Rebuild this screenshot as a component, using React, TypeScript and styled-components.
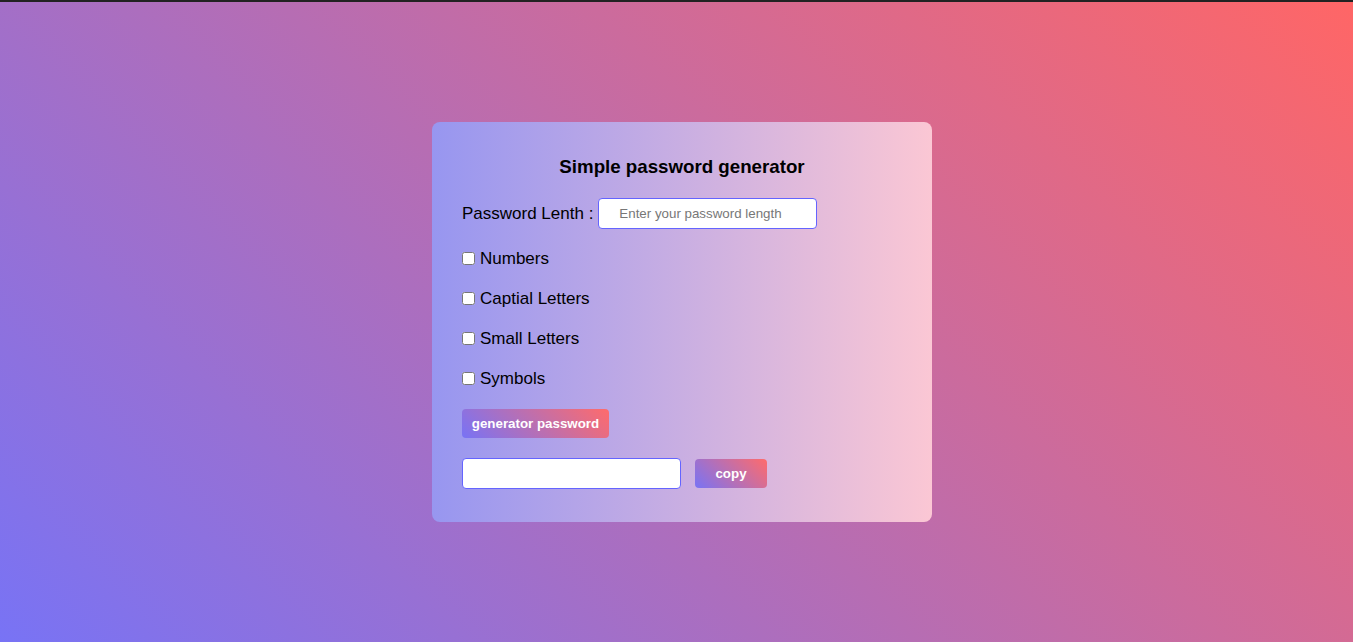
import React from "react";
import styled, { createGlobalStyle } from "styled-components";

const Global = createGlobalStyle`
  html, body { margin: 0; padding: 0; }
  body { font-family: "Liberation Sans", Arial, sans-serif; }
  * { box-sizing: border-box; }
`;

const Page = styled.div`
  width: 1353px;
  height: 642px;
  border-top: 2px solid #222;
  background: linear-gradient(45deg, #7873f5, #ff6666);
  display: flex;
  align-items: center;
  justify-content: center;
  padding-left: 11px;
`;

const Card = styled.div`
  width: 500px;
  height: 400px;
  border-radius: 8px;
  background: linear-gradient(to right, #9796f0, #fbc7d4);
  padding: 33px 30px;
  display: flex;
  flex-direction: column;
  color: #000;
`;

const Title = styled.h3`
  margin: 0 0 19px;
  font-size: 18.72px;
  line-height: 24px;
  font-weight: bold;
  text-align: center;
`;

const LengthRow = styled.div`
  display: flex;
  align-items: center;
  height: 31px;
  font-size: 17px;
  gap: 5px;
  margin-bottom: 20px;
`;

const TextInput = styled.input`
  width: 219px;
  height: 31px;
  border: 1px solid #6464ff;
  border-radius: 4px;
  background: #fff;
  padding: 0 0 0 20px;
  font-family: "Liberation Sans", Arial, sans-serif;
  font-size: 13.33px;
  outline: none;
  &::placeholder { color: #777; }
`;

const CheckRow = styled.label`
  display: flex;
  align-items: center;
  height: 20px;
  font-size: 17px;
  gap: 5px;
  margin-bottom: 20px;
`;

const Check = styled.input`
  margin: 0 0 1px;
  width: 13px;
  height: 13px;
`;

const GradButton = styled.button<{ $w: number }>`
  width: ${(p) => p.$w}px;
  height: 29px;
  border: none;
  border-radius: 4px;
  background: linear-gradient(45deg, #7873f5, #ff6b6b);
  color: #fff;
  font-family: "Liberation Sans", Arial, sans-serif;
  font-weight: bold;
  font-size: 13.33px;
  padding: 0;
  cursor: pointer;
`;

const GenWrap = styled.div`
  margin-bottom: 20px;
`;

const OutRow = styled.div`
  display: flex;
  align-items: center;
  gap: 14px;
`;

export default function App() {
  return (
    <>
      <Global />
      <Page>
        <Card>
          <Title>Simple password generator</Title>
          <LengthRow>
            <span>Password Lenth :</span>
            <TextInput placeholder="Enter your password length" />
          </LengthRow>
          <CheckRow><Check type="checkbox" />Numbers</CheckRow>
          <CheckRow><Check type="checkbox" />Captial Letters</CheckRow>
          <CheckRow><Check type="checkbox" />Small Letters</CheckRow>
          <CheckRow><Check type="checkbox" />Symbols</CheckRow>
          <GenWrap>
            <GradButton $w={147}>generator password</GradButton>
          </GenWrap>
          <OutRow>
            <TextInput />
            <GradButton $w={72}>copy</GradButton>
          </OutRow>
        </Card>
      </Page>
    </>
  );
}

◇ ◇ ◇ ◇

● Short problem: Reproduce the full listing faithfully, but do not carry over any pictures.

● Solution below:
Rebuild this screenshot as a component, using React, TypeScript and styled-components.
import React from "react";
import styled, { createGlobalStyle } from "styled-components";

const Global = createGlobalStyle`
  html, body { margin: 0; padding: 0; }
  body { font-family: "Liberation Sans", Arial, sans-serif; }
  * { box-sizing: border-box; }
`;

const Page = styled.div`
  width: 1353px;
  height: 642px;
  border-top: 2px solid #222;
  background: linear-gradient(45deg, #7873f5, #ff6666);
  display: flex;
  align-items: center;
  justify-content: center;
  padding-left: 11px;
`;

const Card = styled.div`
  width: 500px;
  height: 400px;
  border-radius: 8px;
  background: linear-gradient(to right, #9796f0, #fbc7d4);
  padding: 33px 30px;
  display: flex;
  flex-direction: column;
  color: #000;
`;

const Title = styled.h3`
  margin: 0 0 19px;
  font-size: 18.72px;
  line-height: 24px;
  font-weight: bold;
  text-align: center;
`;

const LengthRow = styled.div`
  display: flex;
  align-items: center;
  height: 31px;
  font-size: 17px;
  gap: 5px;
  margin-bottom: 20px;
`;

const TextInput = styled.input`
  width: 219px;
  height: 31px;
  border: 1px solid #6464ff;
  border-radius: 4px;
  background: #fff;
  padding: 0 0 0 20px;
  font-family: "Liberation Sans", Arial, sans-serif;
  font-size: 13.33px;
  outline: none;
  &::placeholder { color: #777; }
`;

const CheckRow = styled.label`
  display: flex;
  align-items: center;
  height: 20px;
  font-size: 17px;
  gap: 5px;
  margin-bottom: 20px;
`;

const Check = styled.input`
  margin: 0 0 1px;
  width: 13px;
  height: 13px;
`;

const GradButton = styled.button<{ $w: number }>`
  width: ${(p) => p.$w}px;
  height: 29px;
  border: none;
  border-radius: 4px;
  background: linear-gradient(45deg, #7873f5, #ff6b6b);
  color: #fff;
  font-family: "Liberation Sans", Arial, sans-serif;
  font-weight: bold;
  font-size: 13.33px;
  padding: 0;
  cursor: pointer;
`;

const GenWrap = styled.div`
  margin-bottom: 20px;
`;

const OutRow = styled.div`
  display: flex;
  align-items: center;
  gap: 14px;
`;

export default function App() {
  return (
    <>
      <Global />
      <Page>
        <Card>
          <Title>Simple password generator</Title>
          <LengthRow>
            <span>Password Lenth :</span>
            <TextInput placeholder="Enter your password length" />
          </LengthRow>
          <CheckRow><Check type="checkbox" />Numbers</CheckRow>
          <CheckRow><Check type="checkbox" />Captial Letters</CheckRow>
          <CheckRow><Check type="checkbox" />Small Letters</CheckRow>
          <CheckRow><Check type="checkbox" />Symbols</CheckRow>
          <GenWrap>
            <GradButton $w={147}>generator password</GradButton>
          </GenWrap>
          <OutRow>
            <TextInput />
            <GradButton $w={72}>copy</GradButton>
          </OutRow>
        </Card>
      </Page>
    </>
  );
}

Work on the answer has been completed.